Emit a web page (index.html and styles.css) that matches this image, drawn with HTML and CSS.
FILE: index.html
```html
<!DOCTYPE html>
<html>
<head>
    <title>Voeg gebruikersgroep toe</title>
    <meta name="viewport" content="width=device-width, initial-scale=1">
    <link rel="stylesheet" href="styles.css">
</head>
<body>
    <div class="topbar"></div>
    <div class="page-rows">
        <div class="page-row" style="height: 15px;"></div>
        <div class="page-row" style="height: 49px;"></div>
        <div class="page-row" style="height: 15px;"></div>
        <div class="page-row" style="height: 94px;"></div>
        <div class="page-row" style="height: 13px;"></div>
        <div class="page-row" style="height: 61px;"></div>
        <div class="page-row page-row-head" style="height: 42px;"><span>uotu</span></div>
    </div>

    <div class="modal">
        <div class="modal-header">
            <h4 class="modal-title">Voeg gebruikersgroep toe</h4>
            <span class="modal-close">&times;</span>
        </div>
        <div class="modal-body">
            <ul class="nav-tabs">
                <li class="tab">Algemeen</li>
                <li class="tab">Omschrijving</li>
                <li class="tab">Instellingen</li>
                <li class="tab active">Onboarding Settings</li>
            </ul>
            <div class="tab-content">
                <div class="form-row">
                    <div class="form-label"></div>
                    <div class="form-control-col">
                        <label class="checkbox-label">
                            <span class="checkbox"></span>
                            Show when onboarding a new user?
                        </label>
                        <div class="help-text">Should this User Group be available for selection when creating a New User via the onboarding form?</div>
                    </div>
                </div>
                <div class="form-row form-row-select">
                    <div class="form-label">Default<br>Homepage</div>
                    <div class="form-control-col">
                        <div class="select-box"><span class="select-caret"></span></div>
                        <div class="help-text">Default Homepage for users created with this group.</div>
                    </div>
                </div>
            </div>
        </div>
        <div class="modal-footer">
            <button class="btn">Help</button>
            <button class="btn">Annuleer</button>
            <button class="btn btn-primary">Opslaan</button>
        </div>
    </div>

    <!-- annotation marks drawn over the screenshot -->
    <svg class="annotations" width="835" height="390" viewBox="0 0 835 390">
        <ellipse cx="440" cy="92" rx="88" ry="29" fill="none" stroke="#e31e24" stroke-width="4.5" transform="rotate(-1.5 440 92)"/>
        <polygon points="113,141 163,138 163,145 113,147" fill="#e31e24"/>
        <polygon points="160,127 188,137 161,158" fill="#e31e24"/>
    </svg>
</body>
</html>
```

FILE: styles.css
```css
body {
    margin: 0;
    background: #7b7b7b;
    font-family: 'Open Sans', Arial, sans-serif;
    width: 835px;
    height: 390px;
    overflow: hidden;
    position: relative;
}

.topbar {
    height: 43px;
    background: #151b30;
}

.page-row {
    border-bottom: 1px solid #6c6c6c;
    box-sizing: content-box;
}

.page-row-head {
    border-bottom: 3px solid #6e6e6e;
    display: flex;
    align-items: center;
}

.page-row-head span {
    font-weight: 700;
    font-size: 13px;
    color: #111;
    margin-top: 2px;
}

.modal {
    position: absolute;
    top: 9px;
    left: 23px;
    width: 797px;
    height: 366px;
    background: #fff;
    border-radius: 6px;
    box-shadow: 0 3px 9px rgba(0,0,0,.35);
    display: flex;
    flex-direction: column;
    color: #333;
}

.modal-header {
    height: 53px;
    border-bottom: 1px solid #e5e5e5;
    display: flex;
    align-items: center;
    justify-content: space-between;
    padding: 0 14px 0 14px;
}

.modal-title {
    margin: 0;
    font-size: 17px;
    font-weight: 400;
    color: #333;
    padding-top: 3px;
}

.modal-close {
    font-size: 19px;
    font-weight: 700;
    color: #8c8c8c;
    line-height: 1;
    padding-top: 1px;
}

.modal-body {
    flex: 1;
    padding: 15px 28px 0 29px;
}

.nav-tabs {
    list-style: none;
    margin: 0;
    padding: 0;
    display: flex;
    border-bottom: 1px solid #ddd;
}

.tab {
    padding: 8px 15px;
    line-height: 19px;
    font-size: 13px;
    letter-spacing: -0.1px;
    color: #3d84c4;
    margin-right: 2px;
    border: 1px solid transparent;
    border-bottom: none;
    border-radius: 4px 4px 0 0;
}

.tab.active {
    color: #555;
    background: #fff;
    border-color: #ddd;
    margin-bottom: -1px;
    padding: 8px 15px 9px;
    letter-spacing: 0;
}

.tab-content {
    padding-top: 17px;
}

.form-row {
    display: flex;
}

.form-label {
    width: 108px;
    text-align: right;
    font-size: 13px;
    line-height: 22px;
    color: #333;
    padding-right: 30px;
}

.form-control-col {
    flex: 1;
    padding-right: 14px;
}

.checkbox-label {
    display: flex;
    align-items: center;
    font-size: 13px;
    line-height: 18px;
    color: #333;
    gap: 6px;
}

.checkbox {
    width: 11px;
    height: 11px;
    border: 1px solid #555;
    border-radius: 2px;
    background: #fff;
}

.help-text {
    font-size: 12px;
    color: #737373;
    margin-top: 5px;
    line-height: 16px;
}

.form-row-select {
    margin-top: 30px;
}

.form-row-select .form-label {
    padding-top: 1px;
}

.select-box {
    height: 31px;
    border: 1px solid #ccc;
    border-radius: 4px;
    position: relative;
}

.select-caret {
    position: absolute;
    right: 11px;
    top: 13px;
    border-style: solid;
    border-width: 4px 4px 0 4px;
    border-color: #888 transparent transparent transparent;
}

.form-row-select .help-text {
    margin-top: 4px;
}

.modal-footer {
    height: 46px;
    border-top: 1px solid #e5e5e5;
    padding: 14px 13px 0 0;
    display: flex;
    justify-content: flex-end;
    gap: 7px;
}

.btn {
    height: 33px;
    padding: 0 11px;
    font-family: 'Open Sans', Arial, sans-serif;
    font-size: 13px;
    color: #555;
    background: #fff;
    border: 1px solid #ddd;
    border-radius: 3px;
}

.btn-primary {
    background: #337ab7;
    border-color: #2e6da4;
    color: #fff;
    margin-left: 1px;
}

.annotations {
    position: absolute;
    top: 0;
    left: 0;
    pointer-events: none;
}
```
━━━━━━━━━━━━━━━━━━━━
▶ _CHALLENGE_: Copy the material above verbatim.

▶ _COMPLETED EXERCISE_:
Emit a web page (index.html and styles.css) that matches this image, drawn with HTML and CSS.
FILE: index.html
```html
<!DOCTYPE html>
<html>
<head>
    <title>Voeg gebruikersgroep toe</title>
    <meta name="viewport" content="width=device-width, initial-scale=1">
    <link rel="stylesheet" href="styles.css">
</head>
<body>
    <div class="topbar"></div>
    <div class="page-rows">
        <div class="page-row" style="height: 15px;"></div>
        <div class="page-row" style="height: 49px;"></div>
        <div class="page-row" style="height: 15px;"></div>
        <div class="page-row" style="height: 94px;"></div>
        <div class="page-row" style="height: 13px;"></div>
        <div class="page-row" style="height: 61px;"></div>
        <div class="page-row page-row-head" style="height: 42px;"><span>uotu</span></div>
    </div>

    <div class="modal">
        <div class="modal-header">
            <h4 class="modal-title">Voeg gebruikersgroep toe</h4>
            <span class="modal-close">&times;</span>
        </div>
        <div class="modal-body">
            <ul class="nav-tabs">
                <li class="tab">Algemeen</li>
                <li class="tab">Omschrijving</li>
                <li class="tab">Instellingen</li>
                <li class="tab active">Onboarding Settings</li>
            </ul>
            <div class="tab-content">
                <div class="form-row">
                    <div class="form-label"></div>
                    <div class="form-control-col">
                        <label class="checkbox-label">
                            <span class="checkbox"></span>
                            Show when onboarding a new user?
                        </label>
                        <div class="help-text">Should this User Group be available for selection when creating a New User via the onboarding form?</div>
                    </div>
                </div>
                <div class="form-row form-row-select">
                    <div class="form-label">Default<br>Homepage</div>
                    <div class="form-control-col">
                        <div class="select-box"><span class="select-caret"></span></div>
                        <div class="help-text">Default Homepage for users created with this group.</div>
                    </div>
                </div>
            </div>
        </div>
        <div class="modal-footer">
            <button class="btn">Help</button>
            <button class="btn">Annuleer</button>
            <button class="btn btn-primary">Opslaan</button>
        </div>
    </div>

    <!-- annotation marks drawn over the screenshot -->
    <svg class="annotations" width="835" height="390" viewBox="0 0 835 390">
        <ellipse cx="440" cy="92" rx="88" ry="29" fill="none" stroke="#e31e24" stroke-width="4.5" transform="rotate(-1.5 440 92)"/>
        <polygon points="113,141 163,138 163,145 113,147" fill="#e31e24"/>
        <polygon points="160,127 188,137 161,158" fill="#e31e24"/>
    </svg>
</body>
</html>
```

FILE: styles.css
```css
body {
    margin: 0;
    background: #7b7b7b;
    font-family: 'Open Sans', Arial, sans-serif;
    width: 835px;
    height: 390px;
    overflow: hidden;
    position: relative;
}

.topbar {
    height: 43px;
    background: #151b30;
}

.page-row {
    border-bottom: 1px solid #6c6c6c;
    box-sizing: content-box;
}

.page-row-head {
    border-bottom: 3px solid #6e6e6e;
    display: flex;
    align-items: center;
}

.page-row-head span {
    font-weight: 700;
    font-size: 13px;
    color: #111;
    margin-top: 2px;
}

.modal {
    position: absolute;
    top: 9px;
    left: 23px;
    width: 797px;
    height: 366px;
    background: #fff;
    border-radius: 6px;
    box-shadow: 0 3px 9px rgba(0,0,0,.35);
    display: flex;
    flex-direction: column;
    color: #333;
}

.modal-header {
    height: 53px;
    border-bottom: 1px solid #e5e5e5;
    display: flex;
    align-items: center;
    justify-content: space-between;
    padding: 0 14px 0 14px;
}

.modal-title {
    margin: 0;
    font-size: 17px;
    font-weight: 400;
    color: #333;
    padding-top: 3px;
}

.modal-close {
    font-size: 19px;
    font-weight: 700;
    color: #8c8c8c;
    line-height: 1;
    padding-top: 1px;
}

.modal-body {
    flex: 1;
    padding: 15px 28px 0 29px;
}

.nav-tabs {
    list-style: none;
    margin: 0;
    padding: 0;
    display: flex;
    border-bottom: 1px solid #ddd;
}

.tab {
    padding: 8px 15px;
    line-height: 19px;
    font-size: 13px;
    letter-spacing: -0.1px;
    color: #3d84c4;
    margin-right: 2px;
    border: 1px solid transparent;
    border-bottom: none;
    border-radius: 4px 4px 0 0;
}

.tab.active {
    color: #555;
    background: #fff;
    border-color: #ddd;
    margin-bottom: -1px;
    padding: 8px 15px 9px;
    letter-spacing: 0;
}

.tab-content {
    padding-top: 17px;
}

.form-row {
    display: flex;
}

.form-label {
    width: 108px;
    text-align: right;
    font-size: 13px;
    line-height: 22px;
    color: #333;
    padding-right: 30px;
}

.form-control-col {
    flex: 1;
    padding-right: 14px;
}

.checkbox-label {
    display: flex;
    align-items: center;
    font-size: 13px;
    line-height: 18px;
    color: #333;
    gap: 6px;
}

.checkbox {
    width: 11px;
    height: 11px;
    border: 1px solid #555;
    border-radius: 2px;
    background: #fff;
}

.help-text {
    font-size: 12px;
    color: #737373;
    margin-top: 5px;
    line-height: 16px;
}

.form-row-select {
    margin-top: 30px;
}

.form-row-select .form-label {
    padding-top: 1px;
}

.select-box {
    height: 31px;
    border: 1px solid #ccc;
    border-radius: 4px;
    position: relative;
}

.select-caret {
    position: absolute;
    right: 11px;
    top: 13px;
    border-style: solid;
    border-width: 4px 4px 0 4px;
    border-color: #888 transparent transparent transparent;
}

.form-row-select .help-text {
    margin-top: 4px;
}

.modal-footer {
    height: 46px;
    border-top: 1px solid #e5e5e5;
    padding: 14px 13px 0 0;
    display: flex;
    justify-content: flex-end;
    gap: 7px;
}

.btn {
    height: 33px;
    padding: 0 11px;
    font-family: 'Open Sans', Arial, sans-serif;
    font-size: 13px;
    color: #555;
    background: #fff;
    border: 1px solid #ddd;
    border-radius: 3px;
}

.btn-primary {
    background: #337ab7;
    border-color: #2e6da4;
    color: #fff;
    margin-left: 1px;
}

.annotations {
    position: absolute;
    top: 0;
    left: 0;
    pointer-events: none;
}
```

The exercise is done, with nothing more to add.